800g good-quality minced lamb

8 merguez sausages

Vegetable oil, for cooking

2 onions, diced

4 garlic cloves, grated

1 tbsp fennel seeds

2 tsp curry powder

2 tsp cracked black pepper

1 tsp ground cinnamon

4 celery sticks, strings off, diced

500ml strong beef stock

Dash of Worcestershire sauce

Sea salt, freshly ground black pepper

For the topping:

2 cauliflowers, cut into large florets

50g butter, softened

70ml double cream

200g strong blue cheese, crumbled

METHOD:

Preheat oven to 200C/fan 180C/Gas 6. Put lamb mince in large roasting tin and roast, stirring 3 or 4 times to break up mince, for 35-40 minutes until dark brown.

Bake merguez sausages in another roasting tin, alongside the lamb, for 10-15 minutes until cooked through.

Tip mince into a colander to drain. Let sausages cool, cut into chunks.

Pour a splash of oil into a large saucepan and warm over medium-low heat.

Add onions and garlic and sweat gently, stirring from time to time, for 10-15 minutes until soft.

Stir in fennel seeds, curry powder, cracked pepper and cinnamon, stirring for 2-3 minutes.

Stir in celery and browned mince.

Pour in stock and add Worcestershire sauce and some salt.

Bring to boil, lower heat and simmer for 1-1½ hours, until thick and rich. Take off heat and allow to cool.

Preheat oven to 190C/fan 170C/Gas 5. Stir sausages into cooled lamb, spoon into shallow ovenproof dish, about 30x22cm and 8cm deep. Level surface with back of a spoon.

For the topping, bring a pan of lightly salted water to the boil, add cauliflower florets and simmer until tender – about 5 minutes.
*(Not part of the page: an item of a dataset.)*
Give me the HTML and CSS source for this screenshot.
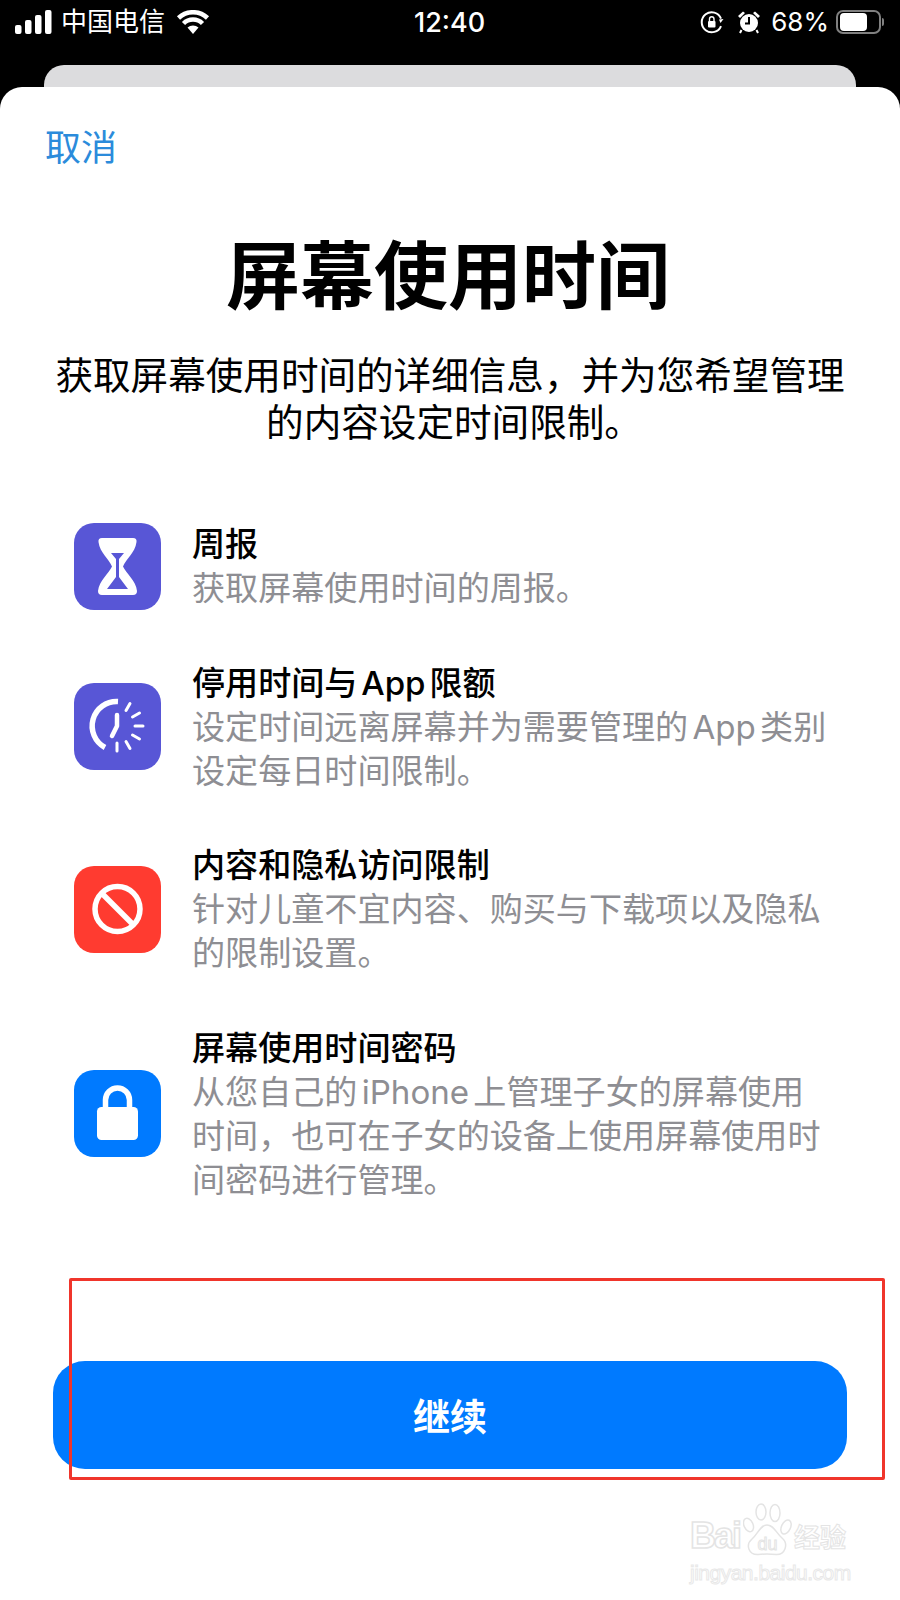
FILE: index.html
```html
<!DOCTYPE html>
<html lang="zh-CN">
<head>
  <meta charset="UTF-8">
  <meta name="viewport" content="width=device-width, initial-scale=1.0">
  <title>屏幕使用时间</title>
  <link rel="stylesheet" href="styles.css">
</head>
<body>
  <div class="top-area">
    <div class="status-bar">
      <div class="status-left">
        <svg class="signal" width="38" height="24" viewBox="0 0 38 24">
          <rect x="0" y="15" width="6.5" height="9" rx="2" fill="#fff"/>
          <rect x="10" y="10" width="6.5" height="14" rx="2" fill="#fff"/>
          <rect x="20" y="5" width="6.5" height="19" rx="2" fill="#fff"/>
          <rect x="30" y="0" width="6.5" height="24" rx="2" fill="#fff"/>
        </svg>
        <span class="carrier">中国电信</span>
        <svg class="wifi" width="34" height="24" viewBox="0 0 34 24">
          <path d="M17 24 L11.5 17.5 A8.5 8.5 0 0 1 22.5 17.5 Z" fill="#fff"/>
          <path d="M2.5 8 A21 21 0 0 1 31.5 8" fill="none" stroke="#fff" stroke-width="4.5"/>
          <path d="M7.5 13.5 A13.5 13.5 0 0 1 26.5 13.5" fill="none" stroke="#fff" stroke-width="4.5"/>
        </svg>
      </div>
      <div class="status-time">12:40</div>
      <div class="status-right">
        <svg width="24" height="24" viewBox="0 0 24 24">
          <path d="M21 8.5 A10 10 0 1 0 21 16" fill="none" stroke="#fff" stroke-width="2"/>
          <path d="M23.5 9 L19 9.5 L20.5 13 Z" fill="#fff"/>
          <rect x="8" y="11" width="7.5" height="6.5" rx="1" fill="#fff"/>
          <path d="M9.5 11 V9 a2.2 2.2 0 0 1 4.5 0 V11" fill="none" stroke="#fff" stroke-width="1.4"/>
        </svg>
        <svg class="alarm" width="24" height="24" viewBox="0 0 24 24">
          <circle cx="12" cy="13" r="9" fill="#fff"/>
          <path d="M1 6 L6 1.5 L8 3 L3 8 Z M23 6 L18 1.5 L16 3 L21 8 Z" fill="#fff"/>
          <path d="M4.5 20 L3 23 M19.5 20 L21 23" stroke="#fff" stroke-width="2"/>
          <path d="M12 7 V13.5 H8" fill="none" stroke="#000" stroke-width="2"/>
        </svg>
        <span class="battery-pct">68%</span>
        <div class="battery">
          <div class="battery-level"></div>
        </div>
        <div class="battery-tip"></div>
      </div>
    </div>
    <div class="peek-card"></div>
  </div>

  <div class="sheet">
    <div class="cancel">取消</div>
    <h1 class="title">屏幕使用时间</h1>
    <p class="intro">获取屏幕使用时间的详细信息，并为您希望管理<br><span class="intro-end">的内容设定时间限制。</span></p>

    <div class="features">
      <div class="feature">
        <svg class="feature-icon" viewBox="0 0 87 87">
          <rect width="87" height="87" rx="20" fill="#5856d6"/>
          <path d="M28 15 H59 q4 0 3.5 4 C61 30 52 36 49 43.5 C52 50 62 58 63 68 q0 4-4 4 H28 q-4 0-4-4 C25 58 35 50 38 43.5 C35 36 26 30 24.5 19 q-.5-4 3.5-4z" fill="#fff"/>
          <path d="M37 30 H50 L45 36 V54 L54 66 H33 L42 54 V36z" fill="#5856d6"/>
        </svg>
        <div class="feature-text">
          <div class="feature-title">周报</div>
          <div class="feature-desc">获取屏幕使用时间的周报。</div>
        </div>
      </div>

      <div class="feature">
        <svg class="feature-icon" viewBox="0 0 87 87">
          <rect width="87" height="87" rx="20" fill="#5856d6"/>
          <path d="M44 18.5 A24.5 24.5 0 0 0 31 64.5" fill="none" stroke="#fff" stroke-width="5.5"/>
          <path d="M43 32 V43 L38 53" fill="none" stroke="#fff" stroke-width="4.5" stroke-linecap="round" stroke-linejoin="round"/>
          <path d="M52 27.5 L56 20.5 M58.5 34 L65.5 30 M61 43 H69 M58.5 52 L65.5 56 M52 58.5 L56 65.5 M43 60 V68" fill="none" stroke="#fff" stroke-width="3" stroke-linecap="round"/>
        </svg>
        <div class="feature-text">
          <div class="feature-title">停用时间与 App 限额</div>
          <div class="feature-desc">设定时间远离屏幕并为需要管理的 App 类别<br>设定每日时间限制。</div>
        </div>
      </div>

      <div class="feature">
        <svg class="feature-icon" viewBox="0 0 87 87">
          <rect width="87" height="87" rx="20" fill="#ff3b30"/>
          <circle cx="43.5" cy="43" r="22.5" fill="none" stroke="#fff" stroke-width="5.5"/>
          <path d="M27.5 27 L59.5 59" stroke="#fff" stroke-width="5.5"/>
        </svg>
        <div class="feature-text">
          <div class="feature-title">内容和隐私访问限制</div>
          <div class="feature-desc">针对儿童不宜内容、购买与下载项以及隐私<br>的限制设置。</div>
        </div>
      </div>

      <div class="feature">
        <svg class="feature-icon" viewBox="0 0 87 87">
          <rect width="87" height="87" rx="20" fill="#007aff"/>
          <path d="M31.5 38 V30 a12 12 0 0 1 24 0 V38" fill="none" stroke="#fff" stroke-width="5.5"/>
          <rect x="23" y="37" width="41" height="33" rx="4.5" fill="#fff"/>
        </svg>
        <div class="feature-text">
          <div class="feature-title">屏幕使用时间密码</div>
          <div class="feature-desc">从您自己的 iPhone 上管理子女的屏幕使用<br>时间，也可在子女的设备上使用屏幕使用时<br>间密码进行管理。</div>
        </div>
      </div>
    </div>

    <div class="continue-btn">继续</div>
  </div>

  <!-- red box drawn over the screenshot -->
  <div class="red-box"></div>

  <div class="watermark">
    <div class="wm-top">
      <span class="wm-bai">Bai</span>
      <svg class="wm-paw" width="49" height="53" viewBox="0 0 49 53">
        <g fill="#fff" stroke="#e4e4e4" stroke-width="1.5">
          <ellipse cx="5.5" cy="22" rx="4.5" ry="7" transform="rotate(-25 5.5 22)"/>
          <ellipse cx="18" cy="9" rx="5" ry="8"/>
          <ellipse cx="32" cy="10" rx="5" ry="8.5"/>
          <ellipse cx="43" cy="24" rx="4.5" ry="7.5" transform="rotate(25 43 24)"/>
          <path d="M24 22 C31 22 33 30 39 35 C46 41 42 52 33 51.5 C28 51 20 51 15 51.5 C6 52 2 42 9 36 C15 31 17 22 24 22z"/>
        </g>
        <text class="wm-du" x="24.5" y="47" text-anchor="middle">du</text>
      </svg>
      <span class="wm-cn">经验</span>
    </div>
    <div class="wm-url">jingyan.baidu.com</div>
  </div>
</body>
</html>
```

FILE: styles.css
```css
* {
  box-sizing: border-box;
}

body {
  margin: 0;
  width: 900px;
  height: 1600px;
  overflow: hidden;
  position: relative;
  display: flex;
  flex-direction: column;
  background: #000;
  font-family: Inter, "Noto Sans CJK SC", sans-serif;
}

.top-area {
  height: 87px;
  flex-shrink: 0;
  background: #000;
  overflow: hidden;
}

.status-bar {
  height: 65px;
  padding: 10px 16px 0 15px;
  display: flex;
  justify-content: space-between;
  align-items: flex-start;
  position: relative;
  color: #fff;
}

.status-left,
.status-right {
  display: flex;
  align-items: center;
  height: 24px;
}

.carrier {
  margin-left: 8px;
  font-size: 26px;
  line-height: 24px;
}

.wifi {
  margin-left: 11px;
}

.status-time {
  position: absolute;
  left: 414px;
  top: 10px;
  font-size: 27px;
  font-weight: 500;
  line-height: 26px;
}

.alarm {
  margin-left: 13px;
}

.battery-pct {
  margin-left: 10px;
  font-size: 26px;
  line-height: 24px;
}

.battery {
  margin-left: 7px;
  width: 45px;
  height: 24px;
  padding: 1px 2px;
  border: 2px solid #808080;
  border-radius: 7px;
}

.battery-level {
  width: 27px;
  height: 100%;
  background: #fff;
  border-radius: 4px;
}

.battery-tip {
  margin-left: 1px;
  width: 2px;
  height: 8px;
  background: #808080;
  border-radius: 0 2px 2px 0;
}

.peek-card {
  margin: 0 44px;
  height: 40px;
  background: #dcdcde;
  border-radius: 20px 20px 0 0;
}

.sheet {
  flex: 1;
  display: flex;
  flex-direction: column;
  padding-top: 36px;
  background: #fff;
  border-radius: 22px 22px 0 0;
}

.cancel {
  margin-left: 45px;
  color: #2b8bdb;
  font-size: 36px;
  line-height: 50px;
}

.title {
  margin: 63px 4px 0 0;
  text-align: center;
  color: #000;
  font-size: 74px;
  font-weight: 700;
  line-height: 80px;
}

.intro {
  margin: 36px 0 0;
  text-align: center;
  color: #000;
  font-size: 37.6px;
  line-height: 47px;
}

.intro-end {
  padding-left: 8px;
}

.features {
  margin-top: 76px;
  padding-left: 74px;
  display: flex;
  flex-direction: column;
  gap: 50.5px;
}

.feature {
  display: flex;
  align-items: center;
  gap: 31px;
}

.feature-icon {
  width: 87px;
  height: 87px;
  flex-shrink: 0;
}

.feature-text {
  word-spacing: -5px;
}

.feature-title {
  color: #000;
  font-size: 33.1px;
  font-weight: 500;
  line-height: 44px;
}

.feature-desc {
  color: #8e8e93;
  font-size: 33.1px;
  line-height: 44px;
}

.continue-btn {
  margin: auto 53px 131px;
  height: 108px;
  display: flex;
  justify-content: center;
  align-items: center;
  background: #007aff;
  border-radius: 32px;
  color: #fff;
  font-size: 37px;
  font-weight: 600;
}

.red-box {
  position: absolute;
  left: 69px;
  top: 1278px;
  width: 816px;
  height: 202px;
  border: 3px solid #f0352b;
  border-radius: 2px;
}

.watermark {
  position: absolute;
  left: 690px;
  top: 1503px;
  width: 170px;
}

.wm-top {
  display: flex;
  align-items: flex-end;
  height: 53px;
  white-space: nowrap;
}

.wm-bai {
  width: 53px;
  font-family: "Liberation Sans", sans-serif;
  font-size: 36px;
  font-weight: 700;
  letter-spacing: -2px;
  line-height: 40px;
  color: #fff;
  -webkit-text-stroke: 1.5px #e4e4e4;
}

.wm-du {
  font-family: "Liberation Sans", sans-serif;
  font-size: 18px;
  fill: #fff;
  stroke: #e4e4e4;
  stroke-width: 1;
}

.wm-cn {
  margin-left: 2px;
  font-size: 26px;
  font-weight: 700;
  line-height: 36px;
  color: #fff;
  -webkit-text-stroke: 1px #e4e4e4;
}

.wm-url {
  margin-top: 5px;
  font-family: "Liberation Sans", sans-serif;
  font-size: 21px;
  letter-spacing: -0.5px;
  line-height: 24px;
  white-space: nowrap;
  color: #fff;
  -webkit-text-stroke: 1px #e8e8e8;
}
```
Drain cauliflower and place in a food processor with the butter, cream and some salt and pepper.

Blend until smooth. Add blue cheese and blitz.

Spoon the cauliflower topping evenly over the lamb and sausage mixture. Stand the dish on an oven tray and bake in the oven for 30–35 minutes until the meat mixture is bubbling and the topping is starting to brown. Serve immediately.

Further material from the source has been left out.